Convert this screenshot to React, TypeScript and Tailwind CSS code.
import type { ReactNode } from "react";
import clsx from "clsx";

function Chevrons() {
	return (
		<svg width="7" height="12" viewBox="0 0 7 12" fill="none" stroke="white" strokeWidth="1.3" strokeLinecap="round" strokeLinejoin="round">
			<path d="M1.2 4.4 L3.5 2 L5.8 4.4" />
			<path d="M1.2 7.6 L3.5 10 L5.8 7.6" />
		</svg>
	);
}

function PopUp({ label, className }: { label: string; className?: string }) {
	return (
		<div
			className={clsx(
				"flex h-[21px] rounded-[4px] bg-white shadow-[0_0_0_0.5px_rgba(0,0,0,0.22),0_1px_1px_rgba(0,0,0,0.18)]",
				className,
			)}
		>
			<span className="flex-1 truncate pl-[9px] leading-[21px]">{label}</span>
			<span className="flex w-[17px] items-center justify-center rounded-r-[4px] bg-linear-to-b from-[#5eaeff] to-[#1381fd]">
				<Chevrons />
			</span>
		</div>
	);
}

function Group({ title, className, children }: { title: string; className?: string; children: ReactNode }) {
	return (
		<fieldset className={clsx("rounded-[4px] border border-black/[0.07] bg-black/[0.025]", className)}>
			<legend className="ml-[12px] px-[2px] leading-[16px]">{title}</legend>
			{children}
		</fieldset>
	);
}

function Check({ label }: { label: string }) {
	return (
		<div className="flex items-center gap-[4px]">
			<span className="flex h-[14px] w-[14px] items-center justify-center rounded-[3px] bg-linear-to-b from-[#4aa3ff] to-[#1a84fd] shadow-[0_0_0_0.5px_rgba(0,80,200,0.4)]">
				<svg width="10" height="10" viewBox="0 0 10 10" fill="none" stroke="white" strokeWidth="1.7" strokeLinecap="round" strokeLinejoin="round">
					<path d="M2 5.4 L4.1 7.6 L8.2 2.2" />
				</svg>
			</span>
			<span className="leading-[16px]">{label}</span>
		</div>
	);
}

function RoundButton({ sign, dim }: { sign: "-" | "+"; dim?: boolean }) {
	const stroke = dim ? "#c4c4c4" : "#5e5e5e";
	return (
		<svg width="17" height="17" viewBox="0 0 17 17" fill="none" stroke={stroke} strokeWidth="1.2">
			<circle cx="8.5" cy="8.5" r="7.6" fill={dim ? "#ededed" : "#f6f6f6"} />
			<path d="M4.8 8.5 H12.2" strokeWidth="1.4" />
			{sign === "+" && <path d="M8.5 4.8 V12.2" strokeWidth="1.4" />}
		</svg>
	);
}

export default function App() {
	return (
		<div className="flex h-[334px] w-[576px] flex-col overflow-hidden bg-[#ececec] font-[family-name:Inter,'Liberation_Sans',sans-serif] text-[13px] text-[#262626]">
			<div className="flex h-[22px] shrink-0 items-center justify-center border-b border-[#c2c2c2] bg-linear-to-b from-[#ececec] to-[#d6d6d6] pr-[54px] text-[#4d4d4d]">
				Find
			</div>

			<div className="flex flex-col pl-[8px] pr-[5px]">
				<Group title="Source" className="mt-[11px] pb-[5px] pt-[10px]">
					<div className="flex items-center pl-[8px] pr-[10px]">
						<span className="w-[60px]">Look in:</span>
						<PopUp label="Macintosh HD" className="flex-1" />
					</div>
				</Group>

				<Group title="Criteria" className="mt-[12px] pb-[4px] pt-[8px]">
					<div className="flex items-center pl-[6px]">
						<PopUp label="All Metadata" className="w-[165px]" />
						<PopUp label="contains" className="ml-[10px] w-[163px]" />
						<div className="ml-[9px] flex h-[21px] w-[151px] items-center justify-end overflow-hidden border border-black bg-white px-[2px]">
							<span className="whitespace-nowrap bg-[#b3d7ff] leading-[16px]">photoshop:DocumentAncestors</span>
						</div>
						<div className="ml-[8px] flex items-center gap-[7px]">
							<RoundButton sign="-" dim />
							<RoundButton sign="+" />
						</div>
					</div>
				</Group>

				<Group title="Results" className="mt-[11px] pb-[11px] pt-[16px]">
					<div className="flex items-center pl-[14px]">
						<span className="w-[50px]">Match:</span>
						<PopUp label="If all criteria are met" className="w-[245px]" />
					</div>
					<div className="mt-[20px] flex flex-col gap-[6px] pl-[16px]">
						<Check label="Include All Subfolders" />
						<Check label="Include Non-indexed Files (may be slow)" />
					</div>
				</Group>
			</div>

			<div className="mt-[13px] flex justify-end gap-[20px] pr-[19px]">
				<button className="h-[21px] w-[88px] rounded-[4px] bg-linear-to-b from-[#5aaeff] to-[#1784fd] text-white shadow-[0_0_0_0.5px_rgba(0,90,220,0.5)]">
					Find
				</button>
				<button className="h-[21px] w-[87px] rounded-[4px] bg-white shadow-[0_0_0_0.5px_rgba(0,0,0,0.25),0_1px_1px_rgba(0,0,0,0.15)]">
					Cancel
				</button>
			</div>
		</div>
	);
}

****************

TASK OBJECTIVE -> Print the whole listing again, exactly.

FULL ANSWER ->
Convert this screenshot to React, TypeScript and Tailwind CSS code.
import type { ReactNode } from "react";
import clsx from "clsx";

function Chevrons() {
	return (
		<svg width="7" height="12" viewBox="0 0 7 12" fill="none" stroke="white" strokeWidth="1.3" strokeLinecap="round" strokeLinejoin="round">
			<path d="M1.2 4.4 L3.5 2 L5.8 4.4" />
			<path d="M1.2 7.6 L3.5 10 L5.8 7.6" />
		</svg>
	);
}

function PopUp({ label, className }: { label: string; className?: string }) {
	return (
		<div
			className={clsx(
				"flex h-[21px] rounded-[4px] bg-white shadow-[0_0_0_0.5px_rgba(0,0,0,0.22),0_1px_1px_rgba(0,0,0,0.18)]",
				className,
			)}
		>
			<span className="flex-1 truncate pl-[9px] leading-[21px]">{label}</span>
			<span className="flex w-[17px] items-center justify-center rounded-r-[4px] bg-linear-to-b from-[#5eaeff] to-[#1381fd]">
				<Chevrons />
			</span>
		</div>
	);
}

function Group({ title, className, children }: { title: string; className?: string; children: ReactNode }) {
	return (
		<fieldset className={clsx("rounded-[4px] border border-black/[0.07] bg-black/[0.025]", className)}>
			<legend className="ml-[12px] px-[2px] leading-[16px]">{title}</legend>
			{children}
		</fieldset>
	);
}

function Check({ label }: { label: string }) {
	return (
		<div className="flex items-center gap-[4px]">
			<span className="flex h-[14px] w-[14px] items-center justify-center rounded-[3px] bg-linear-to-b from-[#4aa3ff] to-[#1a84fd] shadow-[0_0_0_0.5px_rgba(0,80,200,0.4)]">
				<svg width="10" height="10" viewBox="0 0 10 10" fill="none" stroke="white" strokeWidth="1.7" strokeLinecap="round" strokeLinejoin="round">
					<path d="M2 5.4 L4.1 7.6 L8.2 2.2" />
				</svg>
			</span>
			<span className="leading-[16px]">{label}</span>
		</div>
	);
}

function RoundButton({ sign, dim }: { sign: "-" | "+"; dim?: boolean }) {
	const stroke = dim ? "#c4c4c4" : "#5e5e5e";
	return (
		<svg width="17" height="17" viewBox="0 0 17 17" fill="none" stroke={stroke} strokeWidth="1.2">
			<circle cx="8.5" cy="8.5" r="7.6" fill={dim ? "#ededed" : "#f6f6f6"} />
			<path d="M4.8 8.5 H12.2" strokeWidth="1.4" />
			{sign === "+" && <path d="M8.5 4.8 V12.2" strokeWidth="1.4" />}
		</svg>
	);
}

export default function App() {
	return (
		<div className="flex h-[334px] w-[576px] flex-col overflow-hidden bg-[#ececec] font-[family-name:Inter,'Liberation_Sans',sans-serif] text-[13px] text-[#262626]">
			<div className="flex h-[22px] shrink-0 items-center justify-center border-b border-[#c2c2c2] bg-linear-to-b from-[#ececec] to-[#d6d6d6] pr-[54px] text-[#4d4d4d]">
				Find
			</div>

			<div className="flex flex-col pl-[8px] pr-[5px]">
				<Group title="Source" className="mt-[11px] pb-[5px] pt-[10px]">
					<div className="flex items-center pl-[8px] pr-[10px]">
						<span className="w-[60px]">Look in:</span>
						<PopUp label="Macintosh HD" className="flex-1" />
					</div>
				</Group>

				<Group title="Criteria" className="mt-[12px] pb-[4px] pt-[8px]">
					<div className="flex items-center pl-[6px]">
						<PopUp label="All Metadata" className="w-[165px]" />
						<PopUp label="contains" className="ml-[10px] w-[163px]" />
						<div className="ml-[9px] flex h-[21px] w-[151px] items-center justify-end overflow-hidden border border-black bg-white px-[2px]">
							<span className="whitespace-nowrap bg-[#b3d7ff] leading-[16px]">photoshop:DocumentAncestors</span>
						</div>
						<div className="ml-[8px] flex items-center gap-[7px]">
							<RoundButton sign="-" dim />
							<RoundButton sign="+" />
						</div>
					</div>
				</Group>

				<Group title="Results" className="mt-[11px] pb-[11px] pt-[16px]">
					<div className="flex items-center pl-[14px]">
						<span className="w-[50px]">Match:</span>
						<PopUp label="If all criteria are met" className="w-[245px]" />
					</div>
					<div className="mt-[20px] flex flex-col gap-[6px] pl-[16px]">
						<Check label="Include All Subfolders" />
						<Check label="Include Non-indexed Files (may be slow)" />
					</div>
				</Group>
			</div>

			<div className="mt-[13px] flex justify-end gap-[20px] pr-[19px]">
				<button className="h-[21px] w-[88px] rounded-[4px] bg-linear-to-b from-[#5aaeff] to-[#1784fd] text-white shadow-[0_0_0_0.5px_rgba(0,90,220,0.5)]">
					Find
				</button>
				<button className="h-[21px] w-[87px] rounded-[4px] bg-white shadow-[0_0_0_0.5px_rgba(0,0,0,0.25),0_1px_1px_rgba(0,0,0,0.15)]">
					Cancel
				</button>
			</div>
		</div>
	);
}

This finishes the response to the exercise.